The charges come 16 months after the North Carolina State Board of Elections reported that 508 noncitizens had cast ballots in the 2016 election. Registered Democrats made up 54 percent of the total, or 326 voters. Republicans accounted for 15 percent, or 91 voters. Independents and voters belonging to minor parties made up the rest.
In addition, according to the report, 24 people cast more than one ballot.
Churchwell said the foreigners indicted on Friday do not appear to be any different from the hundreds of noncitizen voters that PILF has uncovered in several states over the past few years. Legal permanent residents repeatedly manage to register to vote, with some actually casting ballots.

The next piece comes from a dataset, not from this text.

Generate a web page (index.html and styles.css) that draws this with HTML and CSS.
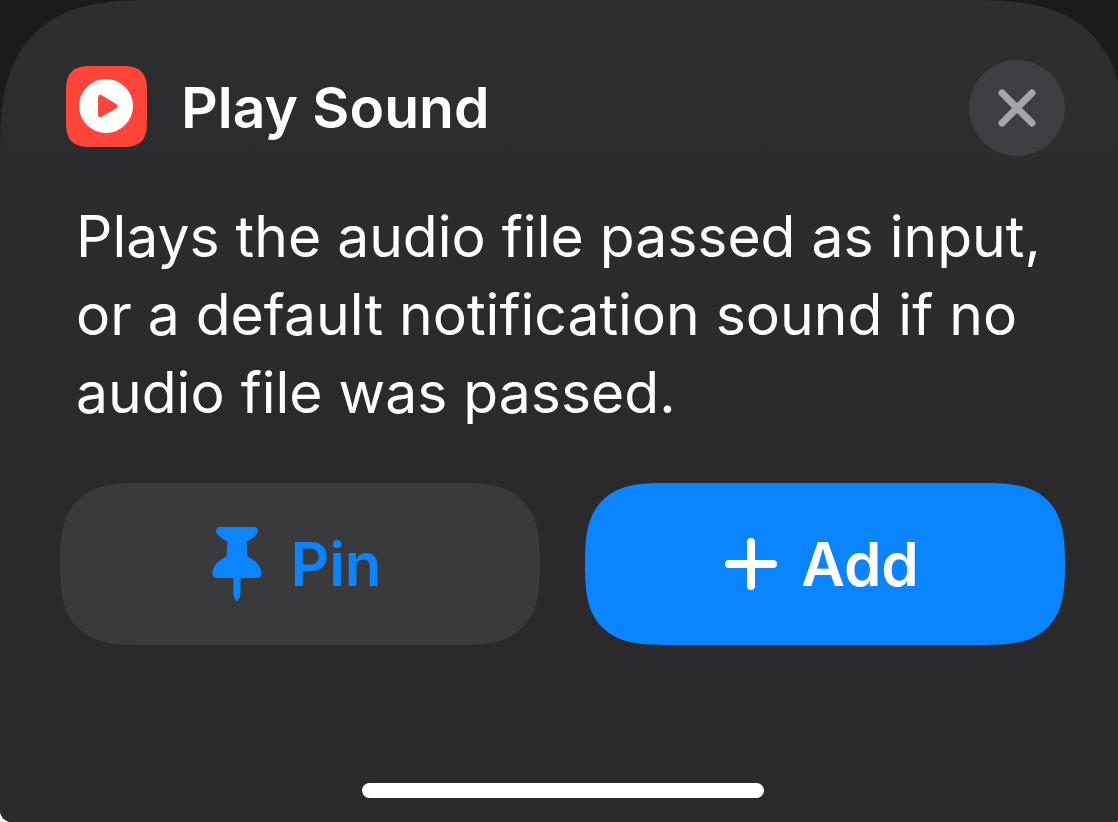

PILF amassed records by asking election boards for all of the correspondents they have received from voters asking to be taken off the rolls because they are not citizens. PILF has said it has no way of knowing how many ineligible voters have not come forward voluntarily and remain on voters rolls.
“This is what real foreign influence in elections looks like,” Churchwell said.
He added that state officials often encourage illegal voting by how they apply the National Voter Registration Act, which allows people to register to vote at driver’s license offices and other government buildings.
“These are people who have not only gotten registered, but a lot are invited through the motor voter program,” he said.
Churchwell said some of the illegal voting appears to have been uncovered by an investigation into identity theft. He said voter registration cards can be used to get passports and other legal documents. They also can be used as identification to get past border checkpoints, he added.
“We need to come to facts about how our voter registration system is essentially becoming a document mill,” he said.